Les parties ont été régulièrement averties du jour de l'audience.
Ont été entendus au cours de l'audience publique :
- le rapport de M. Robert Lalauze,
- et les conclusions de Mme Déborah De Paz, rapporteur public.
Considérant ce qui suit :
1. M.C..., ressortissant érythréen, né le 1er janvier 1997, a été interpellé le 13 octobre 2015 par la police aux frontières de Calais alors qu'il essayait de se rendre clandestinement en Angleterre. Par un arrêté du 13 octobre 2015, le préfet du Pas-de-Calais l'a obligé à quitter le territoire français sans délai de départ volontaire à destination de tout pays où il établirait être légalement admissible, lui a interdit le retour sur le territoire national pour une durée d'un an et a pris une décision de maintien en rétention dans les locaux de la direction départementale de la police aux frontières du Pas-de-Calais et de tout autre centre de rétention administrative durant cinq jours à compter de la notification de l'arrêté. Par un jugement n° 1504748 du 19 octobre 2015, le magistrat désigné par le président du tribunal administratif de Toulouse a prononcé un non lieu à statuer sur la demande tendant à l'annulation de la décision le plaçant en rétention administrative et a annulé l'arrêté attaqué en tant qu'il l'oblige à quitter le territoire français sans délai, fixe son pays de destination, prononce à son encontre une interdiction de retour sur le territoire français pour une durée d'un an, enfin le signale aux fins de non-admission dans le système d'information Schengen. Le préfet relève appel de ce jugement en tant qu'il annule son arrêté du 13 octobre 2015 en tant qu'il oblige M. C...à quitter le territoire français sans délai, fixe son pays de destination, prononce à son encontre une interdiction de retour sur le territoire français pour une durée d'un an et le signale aux fins de non-admission dans le système d'information Schengen.

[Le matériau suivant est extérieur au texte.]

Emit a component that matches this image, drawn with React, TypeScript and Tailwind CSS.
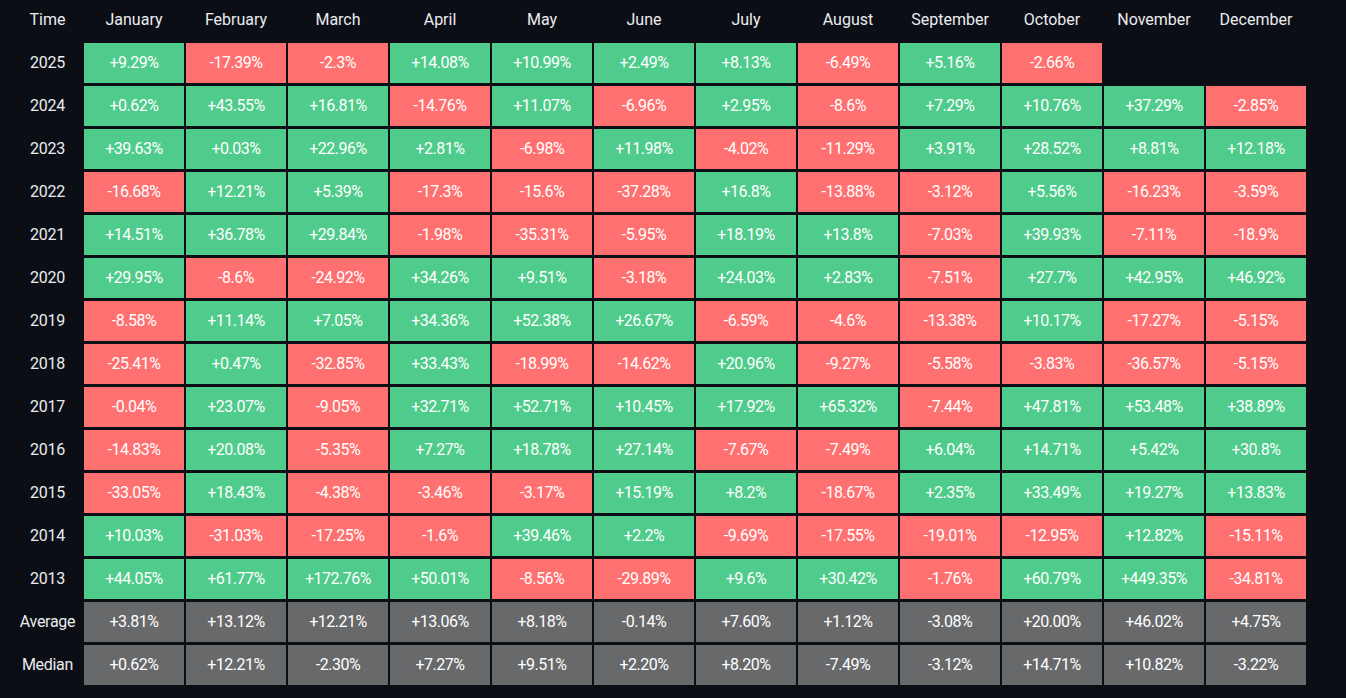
const months = [
  "January",
  "February",
  "March",
  "April",
  "May",
  "June",
  "July",
  "August",
  "September",
  "October",
  "November",
  "December",
];

const years: [string, string[]][] = [
  ["2025", ["+9.29%", "-17.39%", "-2.3%", "+14.08%", "+10.99%", "+2.49%", "+8.13%", "-6.49%", "+5.16%", "-2.66%"]],
  ["2024", ["+0.62%", "+43.55%", "+16.81%", "-14.76%", "+11.07%", "-6.96%", "+2.95%", "-8.6%", "+7.29%", "+10.76%", "+37.29%", "-2.85%"]],
  ["2023", ["+39.63%", "+0.03%", "+22.96%", "+2.81%", "-6.98%", "+11.98%", "-4.02%", "-11.29%", "+3.91%", "+28.52%", "+8.81%", "+12.18%"]],
  ["2022", ["-16.68%", "+12.21%", "+5.39%", "-17.3%", "-15.6%", "-37.28%", "+16.8%", "-13.88%", "-3.12%", "+5.56%", "-16.23%", "-3.59%"]],
  ["2021", ["+14.51%", "+36.78%", "+29.84%", "-1.98%", "-35.31%", "-5.95%", "+18.19%", "+13.8%", "-7.03%", "+39.93%", "-7.11%", "-18.9%"]],
  ["2020", ["+29.95%", "-8.6%", "-24.92%", "+34.26%", "+9.51%", "-3.18%", "+24.03%", "+2.83%", "-7.51%", "+27.7%", "+42.95%", "+46.92%"]],
  ["2019", ["-8.58%", "+11.14%", "+7.05%", "+34.36%", "+52.38%", "+26.67%", "-6.59%", "-4.6%", "-13.38%", "+10.17%", "-17.27%", "-5.15%"]],
  ["2018", ["-25.41%", "+0.47%", "-32.85%", "+33.43%", "-18.99%", "-14.62%", "+20.96%", "-9.27%", "-5.58%", "-3.83%", "-36.57%", "-5.15%"]],
  ["2017", ["-0.04%", "+23.07%", "-9.05%", "+32.71%", "+52.71%", "+10.45%", "+17.92%", "+65.32%", "-7.44%", "+47.81%", "+53.48%", "+38.89%"]],
  ["2016", ["-14.83%", "+20.08%", "-5.35%", "+7.27%", "+18.78%", "+27.14%", "-7.67%", "-7.49%", "+6.04%", "+14.71%", "+5.42%", "+30.8%"]],
  ["2015", ["-33.05%", "+18.43%", "-4.38%", "-3.46%", "-3.17%", "+15.19%", "+8.2%", "-18.67%", "+2.35%", "+33.49%", "+19.27%", "+13.83%"]],
  ["2014", ["+10.03%", "-31.03%", "-17.25%", "-1.6%", "+39.46%", "+2.2%", "-9.69%", "-17.55%", "-19.01%", "-12.95%", "+12.82%", "-15.11%"]],
  ["2013", ["+44.05%", "+61.77%", "+172.76%", "+50.01%", "-8.56%", "-29.89%", "+9.6%", "+30.42%", "-1.76%", "+60.79%", "+449.35%", "-34.81%"]],
];

const summary: [string, string[]][] = [
  ["Average", ["+3.81%", "+13.12%", "+12.21%", "+13.06%", "+8.18%", "-0.14%", "+7.60%", "+1.12%", "-3.08%", "+20.00%", "+46.02%", "+4.75%"]],
  ["Median", ["+0.62%", "+12.21%", "-2.30%", "+7.27%", "+9.51%", "+2.20%", "+8.20%", "-7.49%", "-3.12%", "+14.71%", "+10.82%", "-3.22%"]],
];

function Cell({ value, gray }: { value?: string; gray?: boolean }) {
  if (!value) return <div className="h-10" />;
  const bg = gray
    ? "bg-[#68696b]"
    : value.startsWith("-")
      ? "bg-[#ff7171]"
      : "bg-[#4fcc8b]";
  return (
    <div
      className={`flex h-10 items-center justify-center tracking-[-0.5px] text-white ${bg}`}
    >
      {value}
    </div>
  );
}

export default function App() {
  return (
    <div className="h-[698px] w-[1346px] overflow-hidden bg-[#0c0e16] text-[16px] font-['Roboto','Liberation_Sans',Arial,sans-serif]">
      <div className="grid grid-cols-[82px_repeat(12,100px)] gap-x-[2px] gap-y-[3px]">
        <div className="flex h-10 items-center justify-center pl-[13px] text-[#eaecef]">
          Time
        </div>
        {months.map((m) => (
          <div
            key={m}
            className="flex h-10 items-center justify-center text-[#eaecef]"
          >
            {m}
          </div>
        ))}

        {years.map(([year, vals]) => (
          <Row key={year} label={year} vals={vals} />
        ))}
        {summary.map(([label, vals]) => (
          <Row key={label} label={label} vals={vals} gray />
        ))}
      </div>
    </div>
  );
}

function Row({
  label,
  vals,
  gray,
}: {
  label: string;
  vals: string[];
  gray?: boolean;
}) {
  return (
    <>
      <div className="flex h-10 items-center justify-center pl-[13px] tracking-[-0.3px] text-[#eaecef]">
        {label}
      </div>
      {months.map((m, i) => (
        <Cell key={m} value={vals[i]} gray={gray} />
      ))}
    </>
  );
}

Sur la demande d'admission à l'aide juridictionnelle :
2. M. C...a été admis au bénéfice de l'aide juridictionnelle totale en première instance par une décision du 16 décembre 2015 dont le maintien en appel a été prononcé par une décision du 26 mars 2016. Par suite, ses conclusions tendant à ce qu'il soit admis au bénéfice de l'aide juridictionnelle sont devenues sans objet.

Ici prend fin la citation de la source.